Racist and anti-communist
Glenn Beck champions U.S. pro-Nazi text
By
Caleb T. Maupin
Published Jul 9, 2010 11:12 PM
Glenn Beck, an extreme right-wing pundit of television and radio, has shown his
outrageous racism and anti-working-class sentiments once again when he told us
that Barack Obama “has a deep-seated hatred for white people” and
that a massive “invasion” by undocumented workers “threatens
our America.”
Beck’s anti-communism is not new, either. But he made clear his
dedication to the capitalist system and racism on June 4 in a pseudo-historical
lecture on his radio show. Proclaiming that the author “was doing the
same things that we are doing now,” Beck promoted “The Red
Network,” a book written in 1934 by virulent anti-communist Elizabeth
Dilling.
The book is a tract of conspiracy theories attempting to link high government
officials in the Roosevelt administration with the U.S. Communist Party and the
Soviet Union. It is full of confused logic, giant leaps and baseless
presumptions.
Dilling would have you believe that the very government that had just sent the
National Guard to mow down communist-led strikers in Minneapolis and San
Francisco was itself controlled by the Kremlin. Dilling’s text stands
out, however, for its unapologetic racism and support for the newly installed
regime of Adolph Hitler in Germany.
It apologizes for the massive repression and arrests of Jews by the Nazi
regime, saying that most of the victims were only “Russian Jews”
bent on “Red terrorist revolution” and that “German
nationalist Jews” would remain untouched. Dilling portrayed the Black
liberation movement as communists manipulating oppressed people to inflame them
against whites.
Later in life, Dilling wrote another book called “The Jewish Religion:
Its Influence Today.” Originally entitled “The Plot Against
Christianity,” it blamed Jewish people for all the world’s
problems. Dilling toured the U.S. in 1940 as part of the “America First
Committee,” a group of fascist sympathizers who opposed war with Germany.
Dilling herself was very supportive and most likely a member of the
German-American Bund, a U.S. Nazi group that used the swastika as its official
symbol and marched in full brown-shirt regalia.
Was Glenn Beck correct in stating that Elizabeth Dilling was “doing the
same thing” he is doing?
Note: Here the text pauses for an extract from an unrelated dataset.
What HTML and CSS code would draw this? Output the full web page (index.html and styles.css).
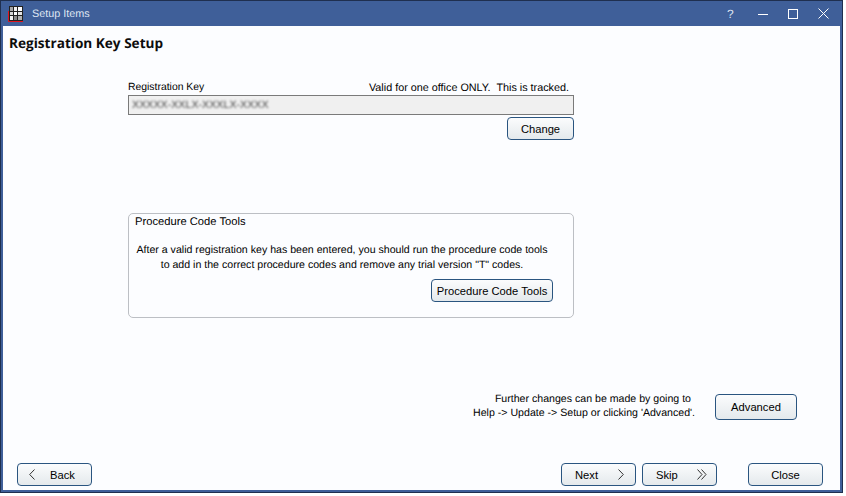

Absolutely.
In the 1930s the global capitalist economy had collapsed, and millions were
cast into poverty and misery. However, a strong and powerful movement of the
working class finally erupted.
Unemployed workers staged mass hunger marches and even burst into the Capitol
building, challenging members of Congress to provide them with jobs or an
income. Southern textile workers, organizing their workplaces with the help of
the interracial, communist-led Trade Union Unity League, armed in self-defense
against gun-toting company goons.
In Harlem, Black artists and writers like Langston Hughes raised the demands of
racial equality and self-determination for the Black community. Mass
women’s organizations demanded a constitutional declaration of gender
equality, which already existed in the Soviet Union.
The capitalists could not smash these heroic uprisings with their usual bag of
tricks. Many began throwing money and other support behind the fascist
movement. They attacked the administration of Franklin Roosevelt as “soft
on communism,” even though Roosevelt’s reforms were in fact aimed
at saving capitalism.
Many describe fascism as “capitalism in decay.” The fascists were
ideologically trained racists and defenders of the capitalist class. However,
their propaganda pretended to be “revolutionary” and, in some
cases, “anti-capitalist.”
Fascists recruited alienated individuals by channeling their rage into attacks
on oppressed people and the revolutionary movement. For example, while
pretending to be “revolutionary,” the fascist Citizens’
Alliance and Black Legions attacked striking autoworkers in Flint, Mich., who
were demanding that the millionaire bosses recognize their right to
unionize.
The Dillings of our day
Today, at a time when long-term unemployment is at its highest level since the
Depression and millions are losing their homes, the movement directed by the
Glenn Becks and the “Tea Party” is calling for
“liberty” and an end to “big government.” Instead of
attacking the capitalist class and the banks that have impoverished the
workers, its target are social programs and the millions who receive very minor
assistance in place of a job or livable income.
After first coming out — with much support from the medical corporations
— to oppose even the meager health care reform introduced by the Obama
administration, these right-wingers soon switched their focus to anti-immigrant
racism. These “champions of liberty” defend the racist Arizona law
that allows police to search “suspected” undocumented workers and
demand proof of legal status at any time. They also try to block women’s
right to reproductive choice.
While White House journalist Helen Thomas was accused of anti-Semitism and
forced to resign for defending the Palestinian people, Glenn Beck can openly
champion the writings of a Nazi and continue to earn millions. What better
exposes the two-faced capitalist ruling class and media?